Advances and Challenges in Video Saliency Prediction: A Comprehensive Survey

Published in In Process of Writing Manuscript, 2024

Authors

Iman Kianian, Pooria Omrani, Zahra Ebrahimian, Alireza Hosseini, Ramin Toosi, Mohammad Ali Akhaee

Abstract

Video saliency prediction is a computer vision task that involves automatically identifying and localizing the most visually significant regions within video frames. The goal is to determine which parts of a video frame are most likely to capture human attention and interest. This task is essential because it plays a crucial role in various applications, such as video summarization, object tracking, content recommendation, and more. Video saliency prediction is challenging due to the dynamic and temporal nature of videos, as it requires modeling how human visual attention changes over time while watching a video.
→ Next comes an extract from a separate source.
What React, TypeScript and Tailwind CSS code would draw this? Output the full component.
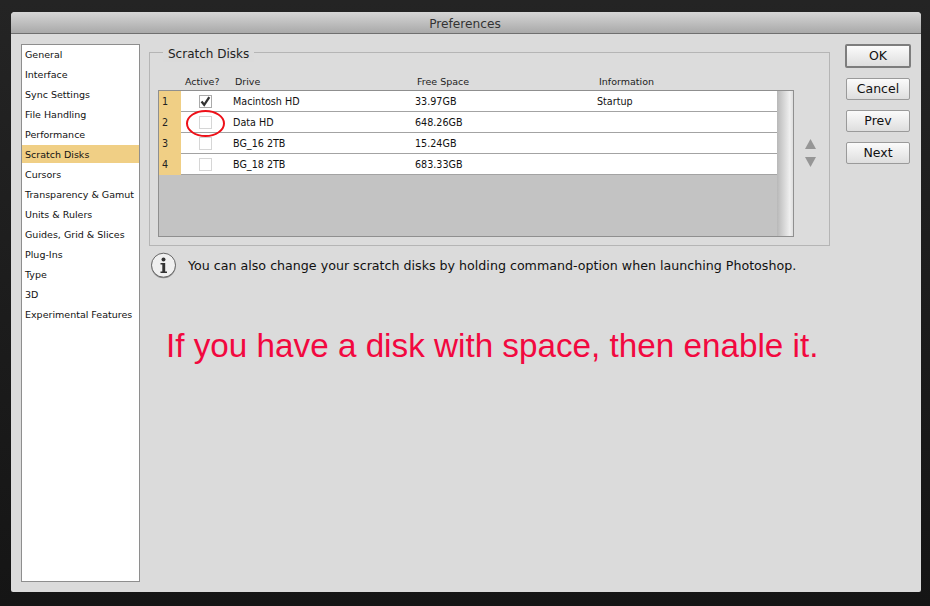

It involves complex machine learning and deep learning techniques to analyze and predict salient regions within video sequences, contributing to improved video understanding and user experiences. This survey examines diverse approaches and highlights various evaluation metrics, benchmark datasets, and applications where saliency prediction plays a crucial role. It also compares the state-of-the-art approaches with each other on benchmark datasets with two factors of accuracy and time complexity. By identifying the existing gaps and open research directions, this survey aims to inspire future advancements in the field of video saliency prediction, facilitating the development of more accurate and robust saliency models for various applications.